Sunday, May 5, 2013

Anwar Ibrahim is a Nightclub Entertainer – Financial Times

Financial Times has just released an article on Anwar that I thought should be given a serious attention by all Malaysians, especially at this critical hour, before the election.  This article could help us understand who and what are we voting tomorrow.
In the article entitled, ‘Anwar Ibrahim:  Malaysia’s Complex Politician’, the journalist, David Pilling who had met Anwar after his ‘ceramah’ in Sungai Buaya a couple of nights ago, has concluded two crucial issues on Anwar’s direction of leadership.
Firstly, Anwar guarantees that he would never allow Syariah Law (hudud) to be implemented.
Secondly, Anwar promises to abolish the Affirmative Action that spells the Malays’ Privilleges.
One may ask for his excuse and explanation for taking the stance but of course, the ‘why’ will no longer be important when things are being executed.
Anwar’s guarantees and commitment must have pleased DAP but would surely tears PAS’s heart out.  UMNO, on the other hand, is not at all surprised should the fate of the Malays has never been part of Anwar’s agenda, which is why we oppose him.  Anwar is just fighting for himself, and himself alone.
The truth is, the minorities in this country is never oppressed by the Malay Privilleges.  In fact, they, particularly, the Chinese, who is very vocal in criticizing the matter, is the one who conquers and is at the position to oppress others.
The minorities’ rights have never been denied through Affirmative Action.  Instead, the Affirmative Action is only drawn in order to protect the Malay rights from being taken away by the minorities.  In other words, the plans to abolish Malay rights would only mean giving others the rights to oppress them.
The minorities are already enjoying the rights that no other minorities in any other countries enjoy.  They have the rights to their own separate school using their own mother-tongue, they have the rights to practice their religion and the government even declared their religious festivals as public holidays.  Where else in the world would the minority be given such rights?
In order to support his points, Anwar claimed that the Affirmative Action is obsolete and harmful to the country’s competitiveness.  Now, what does he mean by that?
It means, Anwar accuses that the Malay Rights serves as barriers for the rich to ‘fully utilized’ their wealth, which he claims as unfair.  For Anwar, the rich should be given the rights to buy as many assets and own anything they can afford without ‘limitation’ of any kind.
For example, the land in Kampung Baru that has so long been controversial for it is deemed as the gold mine for the rich developers should not be protected under Malay Rights.  Anwar sees that these rich developers should be allowed to have access to the land and develop it to its maximum potential.  But that can only be done if the Malays who can’t afford to develop it dropped their rights to the most strategic location in the heart of the cosmopolitan of Kuala Lumpur.

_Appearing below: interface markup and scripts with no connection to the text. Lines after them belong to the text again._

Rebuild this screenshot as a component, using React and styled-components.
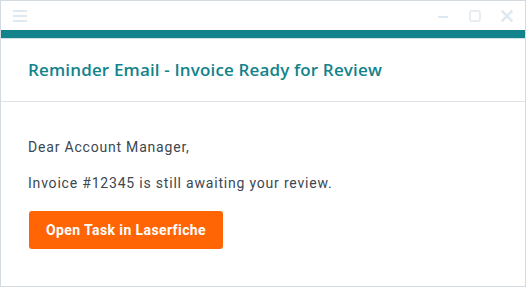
import React from "react";
import styled, { createGlobalStyle } from "styled-components";

const Global = createGlobalStyle`
  html, body { margin: 0; padding: 0; background: #ffffff; }
  * { box-sizing: border-box; }
`;

const Window = styled.div`
  width: 526px;
  height: 287px;
  border: 1px solid #d3dbe1;
  background: #fff;
  display: flex;
  flex-direction: column;
`;

const TitleBar = styled.div`
  height: 29px;
  display: flex;
  align-items: center;
  padding: 0 12px 0 12px;
`;

const Spacer = styled.div`
  flex: 1;
`;

const Controls = styled.div`
  display: flex;
  align-items: center;
  gap: 20px;
`;

const IconBox = styled.svg`
  display: block;
  flex: none;
`;

const Band = styled.div`
  height: 9px;
  background: #12838b;
  border-bottom: 1px solid #cfe3e5;
`;

const Header = styled.div`
  height: 63px;
  border-bottom: 1px solid #dde3e8;
  display: flex;
  align-items: center;
  padding: 0 27px 2px;
`;

const Title = styled.h1`
  margin: 0;
  font-family: "Open Sans", sans-serif;
  font-weight: 600;
  font-size: 17px;
  color: #12838b;
  letter-spacing: 0.15px;
`;

const Body = styled.div`
  padding: 35px 27px 0;
  display: flex;
  flex-direction: column;
  align-items: flex-start;
`;

const Para = styled.p`
  margin: 0 0 ${(p) => p.$gap || 0}px;
  font-family: "Roboto", sans-serif;
  font-size: 14px;
  letter-spacing: 0.8px;
  line-height: 20px;
  color: #3c4750;
`;

const Button = styled.button`
  margin-left: 1px;
  width: 194px;
  height: 38px;
  border: none;
  border-radius: 3px;
  background: #ff6405;
  color: #fff;
  font-family: "Roboto", sans-serif;
  font-weight: 700;
  font-size: 14px;
  letter-spacing: 0.4px;
  cursor: pointer;
`;

const light = "#dfe8ef";

export default function App() {
  return (
    <>
      <Global />
      <Window>
        <TitleBar>
          <IconBox width="14" height="12" viewBox="0 0 14 12">
            <rect x="0" y="0" width="14" height="2" fill={light} />
            <rect x="0" y="5" width="14" height="2" fill={light} />
            <rect x="0" y="10" width="14" height="2" fill={light} />
          </IconBox>
          <Spacer />
          <Controls>
            <IconBox width="11" height="12" viewBox="0 0 11 12">
              <rect x="0" y="6" width="10" height="2" fill={light} />
            </IconBox>
            <IconBox width="12" height="12" viewBox="0 0 12 12">
              <rect x="1" y="1" width="10" height="10" rx="1.5" fill="none" stroke={light} strokeWidth="1.5" />
            </IconBox>
            <IconBox width="12" height="12" viewBox="0 0 12 12">
              <path d="M1.5 1.5 L10.5 10.5 M10.5 1.5 L1.5 10.5" stroke={light} strokeWidth="2.6" strokeLinecap="square" />
            </IconBox>
          </Controls>
        </TitleBar>
        <Band />
        <Header>
          <Title>Reminder Email - Invoice Ready for Review</Title>
        </Header>
        <Body>
          <Para $gap={16}>Dear Account Manager,</Para>
          <Para $gap={18}>Invoice #12345 is still awaiting your review.</Para>
          <Button>Open Task in Laserfiche</Button>
        </Body>
      </Window>
    </>
  );
}
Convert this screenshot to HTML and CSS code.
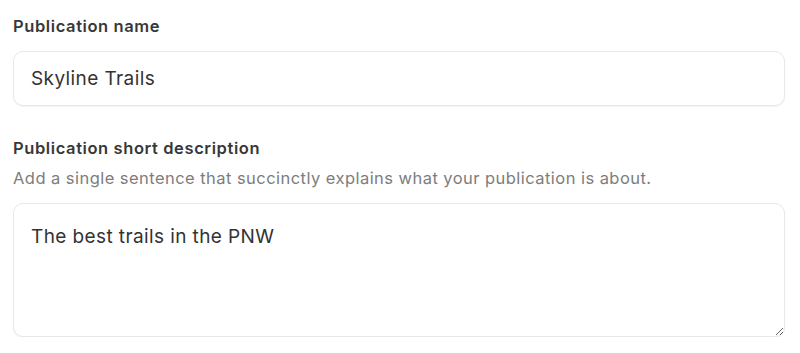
FILE: index.html
```html
<!DOCTYPE html>
<html>
<head>
<meta charset="utf-8">
<link rel="stylesheet" href="styles.css">
</head>
<body>
<form class="form">
  <div class="field">
    <label class="label" for="name">Publication name</label>
    <input class="input" id="name" type="text" value="Skyline Trails">
  </div>
  <div class="field field-desc">
    <label class="label" for="desc">Publication short description</label>
    <p class="help">Add a single sentence that succinctly explains what your publication is about.</p>
    <textarea class="textarea" id="desc">The best trails in the PNW</textarea>
  </div>
</form>
</body>
</html>
```
FILE: styles.css
```css
html, body {
  margin: 0;
  padding: 0;
  background: #ffffff;
}
body {
  font-family: Inter, "Noto Sans", sans-serif;
  color: #363636;
}
.form {
  padding: 15px 15px 0 13px;
  display: flex;
  flex-direction: column;
  gap: 31px;
}
.field {
  display: flex;
  flex-direction: column;
}
.label {
  font-size: 16.5px;
  font-weight: 600;
  letter-spacing: 0.6px;
  line-height: 22px;
  color: #383838;
  margin-bottom: 14px;
}
.field-desc .label {
  margin-bottom: 8px;
}
.help {
  margin: 0 0 14px 0;
  font-size: 16.5px;
  letter-spacing: 0.45px;
  line-height: 22px;
  color: #7d7d7d;
}
.input, .textarea {
  box-sizing: border-box;
  width: 100%;
  border: 1px solid #e8e8e8;
  border-radius: 10px;
  box-shadow: 0 1px 1px rgba(0,0,0,0.05);
  font-family: Inter, "Noto Sans", sans-serif;
  font-size: 19px;
  letter-spacing: 0.4px;
  color: #333333;
  background: #ffffff;
  outline: none;
}
.input {
  height: 55px;
  padding: 0 17px;
}
.textarea {
  height: 134px;
  padding: 20px 17px;
  line-height: 26px;
  resize: vertical;
  display: block;
}
```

This isn’t a made-up story, but it is concluded from Anwar’s own clear statement.
And therefore, the Malaysians who are going to cast their votes tomorrow is hereby called to first understand this matter.  Even though in his ceramahs at Malay areas, Anwar did promise to protect the Malay rights, but please be informed that behind them, he said just the opposite.
Anwar dares to contradict his own statements because he is confident that his supporters that are really in need of protection under the Affirmative Action, will never read Financial Times.
It looks like the journalist himself, David Pilling, can sense Anwar’s ‘multiple faces’.  In the beginning of his article, Pilling described Anwar on stage as ‘a nightclub entertainer’ with all the perfect timing and gestures to fit the punchlines.
Towards the end, Pilling posted a question of who is this Anwar, exactly? Islamist or liberal? Malay nationalist or ethnically colour blind politician?
When Anwar joined UMNO, it was because he was attracted to UMNO’s race-based nationalism but now he is hammering UMNO for the same reason.  He was once a part of Mahathirisme but now he is the one attacking it.
Not only that his fights aren’t consistent, his personality too, is split.  No wonder Pilling concluded Anwar as ‘a candidate of contradiction’.
Lastly, when asked ‘how could he miraculously overturn the weight of incumbency that has prevailed for more than half a century, in only his first 100 days of ruling’.  Anwar didn’t answer, but jokingly told Pilling to ‘get some sleep’ as it was already 2 in the morning.
And that is Anwar.  Everything is just a stage-show for him, where he plays the part of  the hero, who leads the people out of some ‘mysterious’ oppression.